Spotlight
In-Context Pretraining: Language Modeling Beyond Document Boundaries
Weijia Shi · Sewon Min · Maria Lomeli · Chunting Zhou · Margaret Li · Xi Lin · Noah Smith · Luke Zettlemoyer · Scott Yih · Mike Lewis
Language models are currently trained to predict tokens given document prefixes, enabling them to zero shot long form generation and prompting-style tasks which can be reduced to document completion. We instead present IN-CONTEXT PRETRAINING, a new approach where language models are trained on a sequence of related documents, thereby explicitly encouraging them to read and reason across document boundaries.
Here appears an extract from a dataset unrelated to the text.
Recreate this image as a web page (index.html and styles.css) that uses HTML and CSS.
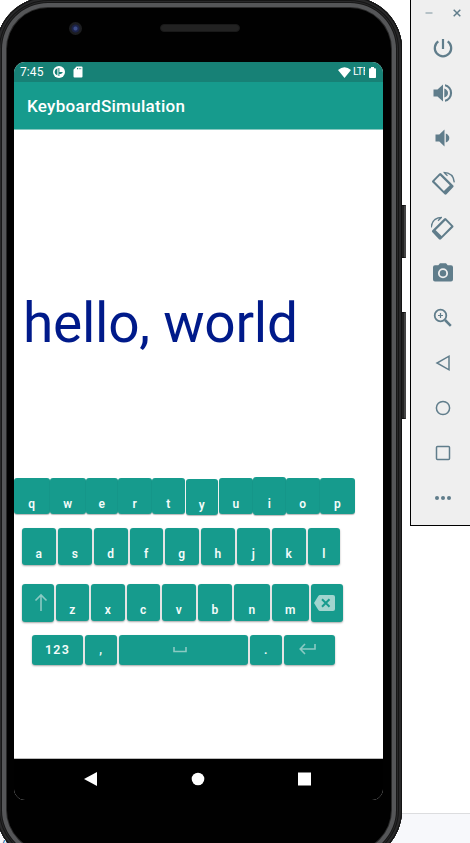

Our approach builds on the fact that current pipelines train by concatenating random sets of shorter documents to create longer context windows; this improves efficiency even though the prior documents provide no signal for predicting the next document. Given this fact, we can do IN-CONTEXT PRETRAINING by simply changing the document ordering so that each context contains related documents, and directly applying existing pretraining pipelines. However, this document sorting problem is challenging. There are billions of documents and we would like the sort to maximize contextual similarity for every document without repeating any data. To do this, we introduce approximate algorithms for finding related documents with efficient nearest neighbor search and constructing coherent batches with a graph cover algorithm. Our experiments show IN-CONTEXT PRETRAINING offers a scalable and simple approach to significantly enhance LM performance: we see notable improvements in tasks that require more complex contextual reasoning, including in-context learning (+8%), reading comprehension (+15%), faithfulness to previous contexts (+16%), long-context reasoning (+5%), and retrieval augmentation (+9%).